The filling is simple - ground lamb or beef (we used lamb), finely chopped onions, salt, pepper. That’s it. Some families add garlic or other spices, but my aunt is a purist about this. She says the filling should be simple because the complexity comes from the sauces.
And the sauces are where mantu really shine. The garlic yogurt sauce (chaka) is straightforward - thick yogurt mixed with crushed garlic and salt. You want good quality yogurt for this, not the watery stuff. Greek yogurt works well if you can’t get the thick Middle Eastern style yogurt.
The lentil-tomato sauce (kofta chalow) takes more work. You cook yellow split peas until they’re soft, then fry them with tomato, garlic, and ground coriander. The sauce should be thick and rich, not watery. My mother adds a tiny bit of sugar to balance the acidity of the tomatoes, which my aunt thinks is unnecessary. They have this same debate every time we make mantu.
Steaming the dumplings takes patience. You need a proper multi-level steamer - we have a big aluminum one my parents brought from Afghanistan decades ago. You arrange the dumplings so they’re not touching, otherwise they stick together. Then you steam them for about 25 minutes, checking to make sure there’s enough water in the bottom level.
The whole process took about three hours from start to finish, and we made maybe 80 dumplings. Which sounds like a lot until you realize that’s barely enough for dinner for six people with leftovers. Everyone eats at least 10-12 mantu. They’re rich but somehow you keep eating them.
When we finally sat down to eat, my nephew asked why we don’t just buy frozen dumplings from the Afghan grocery store. My aunt looked at him like he’d suggested eating cardboard. Sure, you can buy frozen mantu. Some of them are even decent. But that completely misses the point.
Making mantu is an event. It’s the same reason people make elaborate meals for holidays even though catering would be easier. The process is part of the purpose. The time spent together in the kitchen, the intergenerational skill transfer, the debates about proper technique - that’s all part of what makes the meal meaningful.
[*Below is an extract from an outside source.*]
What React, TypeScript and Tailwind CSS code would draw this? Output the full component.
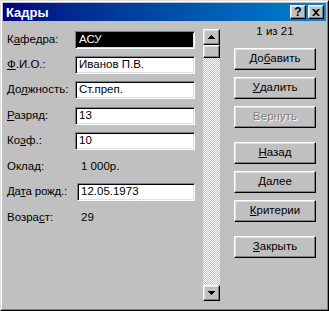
import React from 'react';

const raised =
  'border border-t-white border-l-white border-r-black border-b-black shadow-[inset_-1px_-1px_0_#808080,inset_1px_1px_0_#dfdfdf] bg-[#c0c0c0]';
const sunken =
  'border border-t-[#808080] border-l-[#808080] border-r-white border-b-white shadow-[inset_1px_1px_0_#000,inset_-1px_-1px_0_#dfdfdf]';

const fields: { label: React.ReactNode; value: string; kind: 'input' | 'text' | 'focus' }[] = [
  { label: <>К<u>а</u>федра:</>, value: 'АСУ', kind: 'focus' },
  { label: <><u>Ф</u>.И.О.:</>, value: 'Иванов П.В.', kind: 'input' },
  { label: <>До<u>л</u>жность:</>, value: 'Ст.преп.', kind: 'input' },
  { label: <><u>Р</u>азряд:</>, value: '13', kind: 'input' },
  { label: <>Ко<u>э</u>ф.:</>, value: '10', kind: 'input' },
  { label: <>Оклад:</>, value: '1 000р.', kind: 'text' },
  { label: <>Да<u>т</u>а рожд.:</>, value: '12.05.1973', kind: 'input' },
  { label: <>Возра<u>с</u>т:</>, value: '29', kind: 'text' },
];

const buttons: { label: React.ReactNode; mt: string; disabled?: boolean }[] = [
  { label: <>До<u>б</u>авить</>, mt: 'mt-[9px]' },
  { label: <><u>У</u>далить</>, mt: 'mt-[7px]' },
  { label: <>Вернуть</>, mt: 'mt-[7px]', disabled: true },
  { label: <><u>Н</u>азад</>, mt: 'mt-[14px]' },
  { label: <><u>Д</u>алее</>, mt: 'mt-[7px]' },
  { label: <><u>К</u>ритерии</>, mt: 'mt-[7px]' },
  { label: <><u>З</u>акрыть</>, mt: 'mt-[14px]' },
];

const Arrow = ({ down }: { down?: boolean }) => (
  <svg width="7" height="4" viewBox="0 0 7 4" className={down ? 'rotate-180' : ''}>
    <path d="M3 0h1v1h1v1h1v1h1v1H0V3h1V2h1V1h1z" fill="#000" />
  </svg>
);

export default function App() {
  return (
    <div
      className="w-[329px] h-[311px] bg-[#c0c0c0] border border-t-[#dfdfdf] border-l-[#dfdfdf] border-r-black border-b-black text-[11.5px] text-black select-none"
      style={{ fontFamily: '"Liberation Sans", Arial, sans-serif' }}
    >
      <div className="h-full border border-t-white border-l-white border-r-[#808080] border-b-[#808080] p-px flex flex-col">
        {/* Title bar */}
        <div className="h-[18px] flex items-center justify-between pl-[3px] pr-[2px] bg-gradient-to-r from-[#000080] to-[#1084d0]">
          <span className="text-white font-bold text-[13px] leading-none">Кадры</span>
          <div className="flex gap-[2px]">
            <div className={`${raised} w-[16px] h-[14px] flex items-center justify-center text-[12px] font-bold leading-none`}>?</div>
            <div className={`${raised} w-[16px] h-[14px] flex items-center justify-center`}>
              <svg width="8" height="7" viewBox="0 0 8 7">
                <path d="M0 0h2l2 2 2-2h2L5 3.5 8 7H6L4 5 2 7H0l3-3.5z" fill="#000" />
              </svg>
            </div>
          </div>
        </div>

        {/* Client */}
        <div className="flex-1 flex items-start pl-[4px]">
          <div className="mt-[10px] flex flex-col gap-[7px] w-[188px]">
            {fields.map((f, i) => (
              <div key={i} className={`flex items-center h-[18px] ${i === 3 || i === 5 || i === 7 ? 'mt-px' : ''}`}>
                <div className={`w-[68px] whitespace-nowrap ${i === 6 ? 'tracking-[-0.2px]' : ''}`}>{f.label}</div>
                {f.kind === 'text' ? (
                  <div className="pl-[6px]">{f.value}</div>
                ) : (
                  <div
                    className={`${sunken} h-[18px] flex items-center pl-[3px] ${
                      f.kind === 'focus' ? 'bg-black text-white' : 'bg-white'
                    } ${i === 6 ? 'ml-[2px] w-[118px]' : 'w-[120px]'}`}
                  >
                    {f.value}
                  </div>
                )}
              </div>
            ))}
          </div>

          {/* Scrollbar */}
          <div className="ml-[8px] mt-[8px] w-[17px] h-[272px] flex flex-col bg-[repeating-conic-gradient(#c0c0c0_0_25%,#ffffff_0_50%)] bg-size-[2px_2px]">
            <div className={`${raised} h-[16px] flex items-center justify-center`}>
              <Arrow />
            </div>
            <div className={`${raised} h-[13px]`} />
            <div className="flex-1" />
            <div className={`${raised} h-[16px] flex items-center justify-center`}>
              <Arrow down />
            </div>
          </div>

          {/* Buttons */}
          <div className="ml-[14px] mt-[4px] w-[82px] flex flex-col">
            <div className="h-[14px] flex items-center justify-center">1 из 21</div>
            {buttons.map((b, i) => (
              <div
                key={i}
                className={`${raised} ${b.mt} h-[22px] flex items-center justify-center ${
                  b.disabled ? 'text-[#808080] [text-shadow:1px_1px_0_#fff]' : ''
                }`}
              >
                {b.label}
              </div>
            ))}
          </div>
        </div>
      </div>
    </div>
  );
}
I learned to make mantu by watching my mother and aunts, same as my cousins did. Now I’m teaching my kids, though they’re still at the “more hindrance than help” stage. My daughter likes mixing the filling. My son likes eating the raw dough, which drives my mother crazy.
There’s also something about working with your hands while you talk that makes conversation flow differently. It’s less intense than sitting across a table making eye contact. You can discuss difficult topics while your attention is partly on folding dumplings. Some of the most important family conversations I’ve had happened while making mantu or other labor-intensive Afghan dishes.
The communal aspect extends beyond just the cooking. Mantu are served family-style, with the sauces in separate bowls so people can add as much as they want. You eat them with your hands or a fork, taking mantu from the shared plate. It’s meant to be shared, not individual portions.
In Sydney’s Afghan community, mantu-making gatherings are common. Someone will host, invite a bunch of family and friends, and spend the afternoon making mantu together. It’s partly practical - making big batches is more efficient - but mostly social. It’s an excuse to get together.
I’ve noticed this pattern with a lot of traditional Afghan foods. Bolani, sambosa, qorma - they’re all labor-intensive, and they’re all traditionally made in groups. Afghan cuisine evolved in a culture that valued communal cooking and eating. Fast, individual meals aren’t part of the tradition.
This creates challenges for younger generations who are time-poor and often living away from family. Making mantu for one person doesn’t make sense. You need the group, both for efficiency and for the social aspect. So a lot of Afghan Australians my age only make these dishes when visiting family or for special occasions.
There’s probably a business opportunity for someone to create better systems for connecting people who want to do traditional group cooking activities. Like a platform for organizing dumpling-making sessions or other collaborative cooking events. But that feels like it would lose something essential too. The magic is in the organic, unplanned nature of my aunt showing up and declaring mantu time.
We ended up freezing half the dumplings we made. They freeze well - you can steam them straight from frozen. But my aunt was careful to note that frozen mantu from your own kitchen, made with family, is completely different from store-bought frozen mantu. The ingredients are the same, but the context is different.
Next time she visits, she says we’re making bolani. Which means another afternoon in the kitchen, another production line of family members, another few hours of talking while our hands are busy with dough and filling. I’m already looking forward to it.